# Forgot Immi Password and Security Questions



## dssamee (Feb 16, 2019)

Hi All,

I have forgotten the immi password and the answers to Security Questions set two years ago.

The visa (sub class 309) was granted three months ago for my wife but I need to access it to apply for her PR from the same account. (From sub class 309 to subclass 100 )

May I please know if there is a way to recover my account?

The account gets locked out for 60 mins every time I attempt to recover it. 

Your help is very much appreciated.

Thank you,

dssamee:confused2::confused2:


----------



## mustafa01 (Jan 29, 2017)

dssamee said:


> Hi All,
> 
> I have forgotten the immi password and the answers to Security Questions set two years ago.
> 
> ...


Don't get stressed out. You can apply subclass 100 by creating a new immi account. 

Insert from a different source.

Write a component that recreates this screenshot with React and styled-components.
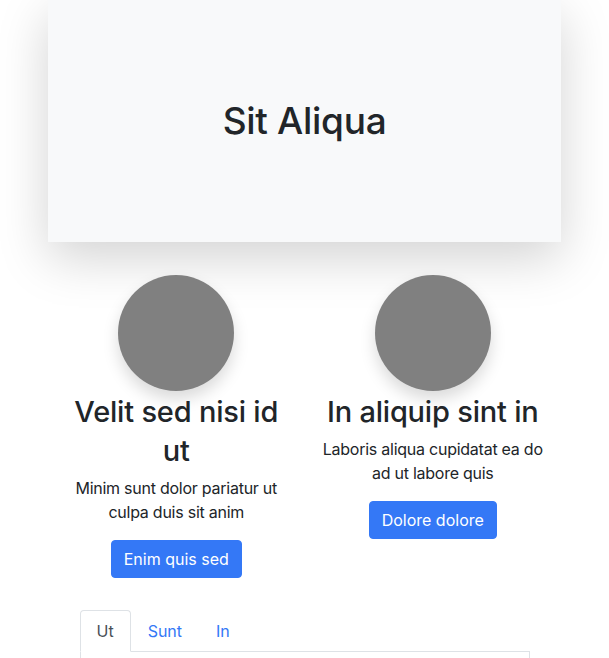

Just create a new immi account.
Export finalised subclass 309 application instantly (you would need visa grant number/TRN number for this).
Then proceed to lodge the next visa i.e., subclass 100.


----------



## NB (Mar 29, 2017)

mustafa01 said:


> Don't get stressed out. You can apply subclass 100 by creating a new immi account.
> 
> 
> Just create a new immi account.
> ...


Just a small correction 
It’s import the finalised 309 application..not export

Cheers


----------



## dssamee (Feb 16, 2019)

Hi NB,

Many thanks mate. Very Helpful.. Really appreciate it.

Cheers

dssamee


----------



## dssamee (Feb 16, 2019)

Hi Mustafa01,

Many thanks for your response and help. Really appreciate it.

All the best 

dssamee


----------